▽

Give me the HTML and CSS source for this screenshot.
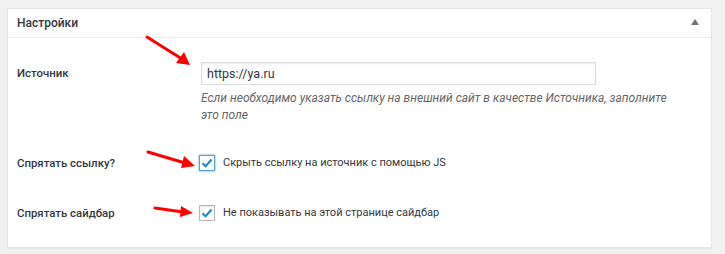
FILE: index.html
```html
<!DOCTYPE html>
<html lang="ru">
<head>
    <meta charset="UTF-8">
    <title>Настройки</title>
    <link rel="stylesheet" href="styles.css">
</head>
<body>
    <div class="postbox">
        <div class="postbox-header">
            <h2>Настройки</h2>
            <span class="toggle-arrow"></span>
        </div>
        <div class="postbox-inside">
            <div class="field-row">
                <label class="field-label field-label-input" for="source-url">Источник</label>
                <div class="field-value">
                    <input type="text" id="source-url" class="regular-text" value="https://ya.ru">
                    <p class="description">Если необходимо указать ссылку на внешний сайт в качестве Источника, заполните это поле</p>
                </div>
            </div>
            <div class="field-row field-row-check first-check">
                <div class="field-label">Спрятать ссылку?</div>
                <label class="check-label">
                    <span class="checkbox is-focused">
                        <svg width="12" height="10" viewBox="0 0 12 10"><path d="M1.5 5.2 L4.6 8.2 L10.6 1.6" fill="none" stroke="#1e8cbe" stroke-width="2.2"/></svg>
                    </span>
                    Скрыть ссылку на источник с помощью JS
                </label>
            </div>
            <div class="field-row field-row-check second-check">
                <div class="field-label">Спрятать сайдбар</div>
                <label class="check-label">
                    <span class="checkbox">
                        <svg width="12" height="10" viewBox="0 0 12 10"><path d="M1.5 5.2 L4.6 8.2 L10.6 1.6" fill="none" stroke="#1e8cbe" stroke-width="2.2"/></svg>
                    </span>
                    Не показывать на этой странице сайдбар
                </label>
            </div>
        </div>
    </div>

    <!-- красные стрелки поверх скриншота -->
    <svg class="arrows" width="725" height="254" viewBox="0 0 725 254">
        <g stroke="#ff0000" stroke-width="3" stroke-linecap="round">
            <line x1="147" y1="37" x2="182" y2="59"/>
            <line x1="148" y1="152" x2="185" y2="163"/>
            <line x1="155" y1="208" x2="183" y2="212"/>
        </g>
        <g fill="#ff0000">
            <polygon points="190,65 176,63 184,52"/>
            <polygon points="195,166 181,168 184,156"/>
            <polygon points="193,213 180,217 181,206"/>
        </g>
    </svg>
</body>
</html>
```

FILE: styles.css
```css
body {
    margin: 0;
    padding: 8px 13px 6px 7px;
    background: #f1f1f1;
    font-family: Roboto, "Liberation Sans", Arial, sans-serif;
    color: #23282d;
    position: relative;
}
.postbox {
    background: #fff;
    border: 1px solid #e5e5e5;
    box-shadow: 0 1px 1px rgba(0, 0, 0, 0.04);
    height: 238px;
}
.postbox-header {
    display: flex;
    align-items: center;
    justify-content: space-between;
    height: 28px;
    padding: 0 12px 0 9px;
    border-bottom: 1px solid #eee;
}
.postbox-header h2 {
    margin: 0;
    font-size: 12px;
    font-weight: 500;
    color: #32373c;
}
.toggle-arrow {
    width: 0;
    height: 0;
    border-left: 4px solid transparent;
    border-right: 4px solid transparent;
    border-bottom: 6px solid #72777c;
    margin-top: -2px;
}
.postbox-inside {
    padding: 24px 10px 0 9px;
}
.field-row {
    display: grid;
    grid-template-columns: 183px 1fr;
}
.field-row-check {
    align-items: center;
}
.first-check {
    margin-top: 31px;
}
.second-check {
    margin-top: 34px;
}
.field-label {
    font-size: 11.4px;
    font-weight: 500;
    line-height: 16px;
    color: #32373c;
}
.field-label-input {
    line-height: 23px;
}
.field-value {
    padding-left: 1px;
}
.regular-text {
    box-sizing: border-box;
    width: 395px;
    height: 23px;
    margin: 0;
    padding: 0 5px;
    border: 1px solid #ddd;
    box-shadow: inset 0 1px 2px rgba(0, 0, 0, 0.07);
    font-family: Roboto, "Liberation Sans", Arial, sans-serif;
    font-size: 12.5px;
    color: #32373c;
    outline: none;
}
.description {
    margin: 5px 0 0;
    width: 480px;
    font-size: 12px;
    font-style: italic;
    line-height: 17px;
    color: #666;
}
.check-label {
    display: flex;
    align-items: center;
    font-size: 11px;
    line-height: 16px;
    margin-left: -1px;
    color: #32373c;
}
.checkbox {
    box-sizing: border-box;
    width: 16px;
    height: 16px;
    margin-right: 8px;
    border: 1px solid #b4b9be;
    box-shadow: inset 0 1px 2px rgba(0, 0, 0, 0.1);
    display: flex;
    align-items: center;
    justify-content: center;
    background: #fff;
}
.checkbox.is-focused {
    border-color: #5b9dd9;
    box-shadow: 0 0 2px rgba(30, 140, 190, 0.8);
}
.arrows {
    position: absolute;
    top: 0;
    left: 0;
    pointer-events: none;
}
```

△
▽

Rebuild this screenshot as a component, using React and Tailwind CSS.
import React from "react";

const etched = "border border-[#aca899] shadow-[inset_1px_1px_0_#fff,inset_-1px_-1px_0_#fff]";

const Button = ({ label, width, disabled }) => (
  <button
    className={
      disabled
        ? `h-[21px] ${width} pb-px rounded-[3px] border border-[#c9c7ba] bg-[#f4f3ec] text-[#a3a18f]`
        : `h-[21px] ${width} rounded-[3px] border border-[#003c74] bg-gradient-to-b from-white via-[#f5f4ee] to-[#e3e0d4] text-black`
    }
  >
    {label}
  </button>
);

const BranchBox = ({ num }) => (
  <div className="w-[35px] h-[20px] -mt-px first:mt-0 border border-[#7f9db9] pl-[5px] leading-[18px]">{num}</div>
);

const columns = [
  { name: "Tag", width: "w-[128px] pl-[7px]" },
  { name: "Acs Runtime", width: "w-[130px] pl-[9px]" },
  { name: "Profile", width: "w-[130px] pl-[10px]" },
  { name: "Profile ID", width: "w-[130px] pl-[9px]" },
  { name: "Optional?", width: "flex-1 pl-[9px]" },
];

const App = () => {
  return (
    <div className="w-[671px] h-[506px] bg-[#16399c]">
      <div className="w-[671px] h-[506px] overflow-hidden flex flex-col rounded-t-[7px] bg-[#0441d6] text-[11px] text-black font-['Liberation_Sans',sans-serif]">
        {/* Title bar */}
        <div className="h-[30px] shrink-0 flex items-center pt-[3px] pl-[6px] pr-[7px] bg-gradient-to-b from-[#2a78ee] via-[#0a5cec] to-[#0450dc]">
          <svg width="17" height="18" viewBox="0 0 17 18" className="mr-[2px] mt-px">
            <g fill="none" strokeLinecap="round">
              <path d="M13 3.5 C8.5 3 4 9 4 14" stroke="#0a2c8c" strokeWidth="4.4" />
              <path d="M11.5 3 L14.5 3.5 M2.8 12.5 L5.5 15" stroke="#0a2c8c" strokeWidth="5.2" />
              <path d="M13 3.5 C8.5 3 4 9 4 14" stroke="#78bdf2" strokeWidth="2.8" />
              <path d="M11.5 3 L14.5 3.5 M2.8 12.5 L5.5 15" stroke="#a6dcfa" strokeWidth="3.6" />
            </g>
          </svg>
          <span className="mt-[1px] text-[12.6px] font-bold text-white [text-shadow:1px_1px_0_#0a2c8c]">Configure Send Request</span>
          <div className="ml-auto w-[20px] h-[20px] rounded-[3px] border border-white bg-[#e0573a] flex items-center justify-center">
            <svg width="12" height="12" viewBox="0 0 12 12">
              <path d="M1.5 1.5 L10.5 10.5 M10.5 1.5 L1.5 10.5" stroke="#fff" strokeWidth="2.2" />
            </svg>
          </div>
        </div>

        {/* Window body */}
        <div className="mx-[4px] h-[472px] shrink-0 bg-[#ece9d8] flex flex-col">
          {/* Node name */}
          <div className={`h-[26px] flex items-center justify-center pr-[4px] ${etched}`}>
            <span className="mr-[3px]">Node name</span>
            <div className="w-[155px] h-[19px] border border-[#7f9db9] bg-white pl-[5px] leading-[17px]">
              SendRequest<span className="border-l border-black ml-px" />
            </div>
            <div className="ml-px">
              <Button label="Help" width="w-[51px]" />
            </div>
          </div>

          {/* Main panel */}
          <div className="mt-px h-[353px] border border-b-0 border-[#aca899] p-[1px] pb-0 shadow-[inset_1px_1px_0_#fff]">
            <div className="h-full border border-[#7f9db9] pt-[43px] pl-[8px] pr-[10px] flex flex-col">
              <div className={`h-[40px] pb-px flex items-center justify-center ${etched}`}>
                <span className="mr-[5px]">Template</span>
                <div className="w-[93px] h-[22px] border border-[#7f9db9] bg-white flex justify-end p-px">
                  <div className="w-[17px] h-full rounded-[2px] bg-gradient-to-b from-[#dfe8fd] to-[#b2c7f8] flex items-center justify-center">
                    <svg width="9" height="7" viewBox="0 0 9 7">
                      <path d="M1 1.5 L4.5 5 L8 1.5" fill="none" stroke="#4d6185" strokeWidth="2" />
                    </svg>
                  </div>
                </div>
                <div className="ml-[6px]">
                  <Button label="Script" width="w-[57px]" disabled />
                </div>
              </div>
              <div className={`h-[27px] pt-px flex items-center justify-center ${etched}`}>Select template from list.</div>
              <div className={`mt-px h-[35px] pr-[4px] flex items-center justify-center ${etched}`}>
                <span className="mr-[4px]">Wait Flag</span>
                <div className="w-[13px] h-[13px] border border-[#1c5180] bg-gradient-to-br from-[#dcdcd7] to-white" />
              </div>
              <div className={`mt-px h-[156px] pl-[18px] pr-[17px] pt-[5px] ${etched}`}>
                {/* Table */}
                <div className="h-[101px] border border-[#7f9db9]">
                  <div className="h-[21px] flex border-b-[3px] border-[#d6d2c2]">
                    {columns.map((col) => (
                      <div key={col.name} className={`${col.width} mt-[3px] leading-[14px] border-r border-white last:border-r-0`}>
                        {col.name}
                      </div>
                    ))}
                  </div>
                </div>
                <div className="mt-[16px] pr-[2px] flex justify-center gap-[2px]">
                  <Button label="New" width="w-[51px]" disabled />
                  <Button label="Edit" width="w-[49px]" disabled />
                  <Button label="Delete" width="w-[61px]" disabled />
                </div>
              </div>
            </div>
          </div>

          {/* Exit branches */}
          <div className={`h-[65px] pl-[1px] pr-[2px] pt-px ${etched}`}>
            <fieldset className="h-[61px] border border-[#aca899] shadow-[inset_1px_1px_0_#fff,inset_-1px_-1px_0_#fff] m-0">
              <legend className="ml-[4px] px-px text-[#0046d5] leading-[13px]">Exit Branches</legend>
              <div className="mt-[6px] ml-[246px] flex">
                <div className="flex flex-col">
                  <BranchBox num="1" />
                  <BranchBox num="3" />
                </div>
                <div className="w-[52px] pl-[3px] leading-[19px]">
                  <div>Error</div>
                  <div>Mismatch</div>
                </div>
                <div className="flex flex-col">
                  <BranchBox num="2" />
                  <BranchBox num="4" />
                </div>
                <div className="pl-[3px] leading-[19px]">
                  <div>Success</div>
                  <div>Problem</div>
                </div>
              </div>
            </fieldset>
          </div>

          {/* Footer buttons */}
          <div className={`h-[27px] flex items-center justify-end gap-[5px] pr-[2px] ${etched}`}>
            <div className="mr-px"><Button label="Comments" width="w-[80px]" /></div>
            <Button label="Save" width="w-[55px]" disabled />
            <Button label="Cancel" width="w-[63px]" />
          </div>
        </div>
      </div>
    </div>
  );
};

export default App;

△

Go through the listing above and pull out each line containing the word "React".

Rebuild this screenshot as a component, using React and Tailwind CSS.
import React from "react";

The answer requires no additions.